> TASK OBJECTIVE
Set down all of the data that follows word for word, without the images.

> DATA SEGMENT
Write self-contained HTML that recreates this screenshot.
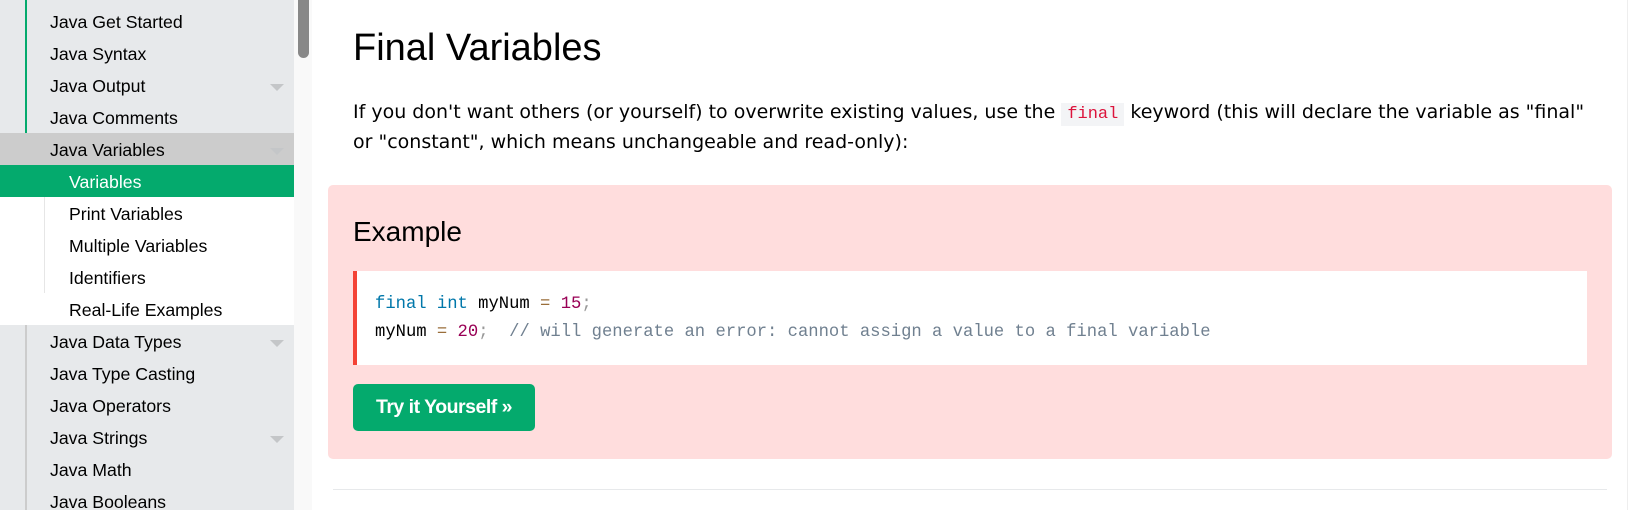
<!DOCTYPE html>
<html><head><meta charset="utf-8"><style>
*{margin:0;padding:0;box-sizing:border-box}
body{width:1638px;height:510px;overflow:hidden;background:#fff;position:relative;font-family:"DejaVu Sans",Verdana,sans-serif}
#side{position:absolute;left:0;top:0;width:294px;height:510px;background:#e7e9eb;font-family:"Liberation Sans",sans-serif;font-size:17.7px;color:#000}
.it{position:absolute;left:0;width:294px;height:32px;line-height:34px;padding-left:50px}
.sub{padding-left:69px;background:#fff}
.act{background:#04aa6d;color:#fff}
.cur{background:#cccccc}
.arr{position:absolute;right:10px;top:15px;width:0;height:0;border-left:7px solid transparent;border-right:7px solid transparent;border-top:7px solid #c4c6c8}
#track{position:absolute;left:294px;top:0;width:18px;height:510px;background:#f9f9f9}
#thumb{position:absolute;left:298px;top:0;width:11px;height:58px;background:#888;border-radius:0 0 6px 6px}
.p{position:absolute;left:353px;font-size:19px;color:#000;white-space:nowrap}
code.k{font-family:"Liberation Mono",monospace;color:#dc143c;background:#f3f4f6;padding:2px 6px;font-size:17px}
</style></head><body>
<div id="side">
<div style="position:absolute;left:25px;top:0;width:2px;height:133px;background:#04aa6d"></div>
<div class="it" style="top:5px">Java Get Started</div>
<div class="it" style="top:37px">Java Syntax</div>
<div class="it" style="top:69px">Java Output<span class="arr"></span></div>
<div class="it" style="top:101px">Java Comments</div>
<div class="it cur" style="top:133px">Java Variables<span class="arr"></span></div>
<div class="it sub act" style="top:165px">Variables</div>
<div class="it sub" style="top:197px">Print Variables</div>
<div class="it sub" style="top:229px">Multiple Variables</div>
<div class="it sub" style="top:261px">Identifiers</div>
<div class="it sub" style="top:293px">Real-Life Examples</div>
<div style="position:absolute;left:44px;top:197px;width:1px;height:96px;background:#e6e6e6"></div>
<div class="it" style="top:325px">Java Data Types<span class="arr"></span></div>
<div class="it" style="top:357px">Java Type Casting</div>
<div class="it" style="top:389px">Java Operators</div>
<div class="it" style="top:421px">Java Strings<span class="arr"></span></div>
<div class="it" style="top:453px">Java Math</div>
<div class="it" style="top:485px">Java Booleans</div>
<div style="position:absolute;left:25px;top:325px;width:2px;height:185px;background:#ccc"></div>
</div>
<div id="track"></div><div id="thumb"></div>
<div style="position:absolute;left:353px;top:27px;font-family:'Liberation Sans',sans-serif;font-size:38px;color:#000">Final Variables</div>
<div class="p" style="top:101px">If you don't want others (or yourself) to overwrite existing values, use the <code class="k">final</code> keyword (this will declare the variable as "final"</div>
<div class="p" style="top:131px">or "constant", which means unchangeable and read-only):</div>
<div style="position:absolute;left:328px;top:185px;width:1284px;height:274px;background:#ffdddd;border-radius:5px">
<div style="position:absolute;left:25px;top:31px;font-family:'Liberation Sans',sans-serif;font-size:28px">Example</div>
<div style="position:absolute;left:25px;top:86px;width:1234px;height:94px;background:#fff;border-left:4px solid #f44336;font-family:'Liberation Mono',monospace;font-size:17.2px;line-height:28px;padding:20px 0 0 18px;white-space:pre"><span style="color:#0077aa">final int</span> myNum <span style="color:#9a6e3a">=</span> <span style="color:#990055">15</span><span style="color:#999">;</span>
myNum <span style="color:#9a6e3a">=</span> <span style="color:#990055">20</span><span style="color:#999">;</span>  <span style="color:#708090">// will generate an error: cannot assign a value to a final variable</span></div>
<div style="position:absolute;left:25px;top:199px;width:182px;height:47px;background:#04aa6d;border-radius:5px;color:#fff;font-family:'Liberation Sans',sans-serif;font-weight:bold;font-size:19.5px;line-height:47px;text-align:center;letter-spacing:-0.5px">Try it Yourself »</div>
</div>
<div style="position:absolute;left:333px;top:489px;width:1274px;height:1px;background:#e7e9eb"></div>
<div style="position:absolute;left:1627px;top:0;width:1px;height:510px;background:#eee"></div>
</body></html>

> CORRECT RESPONSE
Write self-contained HTML that recreates this screenshot.
<!DOCTYPE html>
<html><head><meta charset="utf-8"><style>
*{margin:0;padding:0;box-sizing:border-box}
body{width:1638px;height:510px;overflow:hidden;background:#fff;position:relative;font-family:"DejaVu Sans",Verdana,sans-serif}
#side{position:absolute;left:0;top:0;width:294px;height:510px;background:#e7e9eb;font-family:"Liberation Sans",sans-serif;font-size:17.7px;color:#000}
.it{position:absolute;left:0;width:294px;height:32px;line-height:34px;padding-left:50px}
.sub{padding-left:69px;background:#fff}
.act{background:#04aa6d;color:#fff}
.cur{background:#cccccc}
.arr{position:absolute;right:10px;top:15px;width:0;height:0;border-left:7px solid transparent;border-right:7px solid transparent;border-top:7px solid #c4c6c8}
#track{position:absolute;left:294px;top:0;width:18px;height:510px;background:#f9f9f9}
#thumb{position:absolute;left:298px;top:0;width:11px;height:58px;background:#888;border-radius:0 0 6px 6px}
.p{position:absolute;left:353px;font-size:19px;color:#000;white-space:nowrap}
code.k{font-family:"Liberation Mono",monospace;color:#dc143c;background:#f3f4f6;padding:2px 6px;font-size:17px}
</style></head><body>
<div id="side">
<div style="position:absolute;left:25px;top:0;width:2px;height:133px;background:#04aa6d"></div>
<div class="it" style="top:5px">Java Get Started</div>
<div class="it" style="top:37px">Java Syntax</div>
<div class="it" style="top:69px">Java Output<span class="arr"></span></div>
<div class="it" style="top:101px">Java Comments</div>
<div class="it cur" style="top:133px">Java Variables<span class="arr"></span></div>
<div class="it sub act" style="top:165px">Variables</div>
<div class="it sub" style="top:197px">Print Variables</div>
<div class="it sub" style="top:229px">Multiple Variables</div>
<div class="it sub" style="top:261px">Identifiers</div>
<div class="it sub" style="top:293px">Real-Life Examples</div>
<div style="position:absolute;left:44px;top:197px;width:1px;height:96px;background:#e6e6e6"></div>
<div class="it" style="top:325px">Java Data Types<span class="arr"></span></div>
<div class="it" style="top:357px">Java Type Casting</div>
<div class="it" style="top:389px">Java Operators</div>
<div class="it" style="top:421px">Java Strings<span class="arr"></span></div>
<div class="it" style="top:453px">Java Math</div>
<div class="it" style="top:485px">Java Booleans</div>
<div style="position:absolute;left:25px;top:325px;width:2px;height:185px;background:#ccc"></div>
</div>
<div id="track"></div><div id="thumb"></div>
<div style="position:absolute;left:353px;top:27px;font-family:'Liberation Sans',sans-serif;font-size:38px;color:#000">Final Variables</div>
<div class="p" style="top:101px">If you don't want others (or yourself) to overwrite existing values, use the <code class="k">final</code> keyword (this will declare the variable as "final"</div>
<div class="p" style="top:131px">or "constant", which means unchangeable and read-only):</div>
<div style="position:absolute;left:328px;top:185px;width:1284px;height:274px;background:#ffdddd;border-radius:5px">
<div style="position:absolute;left:25px;top:31px;font-family:'Liberation Sans',sans-serif;font-size:28px">Example</div>
<div style="position:absolute;left:25px;top:86px;width:1234px;height:94px;background:#fff;border-left:4px solid #f44336;font-family:'Liberation Mono',monospace;font-size:17.2px;line-height:28px;padding:20px 0 0 18px;white-space:pre"><span style="color:#0077aa">final int</span> myNum <span style="color:#9a6e3a">=</span> <span style="color:#990055">15</span><span style="color:#999">;</span>
myNum <span style="color:#9a6e3a">=</span> <span style="color:#990055">20</span><span style="color:#999">;</span>  <span style="color:#708090">// will generate an error: cannot assign a value to a final variable</span></div>
<div style="position:absolute;left:25px;top:199px;width:182px;height:47px;background:#04aa6d;border-radius:5px;color:#fff;font-family:'Liberation Sans',sans-serif;font-weight:bold;font-size:19.5px;line-height:47px;text-align:center;letter-spacing:-0.5px">Try it Yourself »</div>
</div>
<div style="position:absolute;left:333px;top:489px;width:1274px;height:1px;background:#e7e9eb"></div>
<div style="position:absolute;left:1627px;top:0;width:1px;height:510px;background:#eee"></div>
</body></html>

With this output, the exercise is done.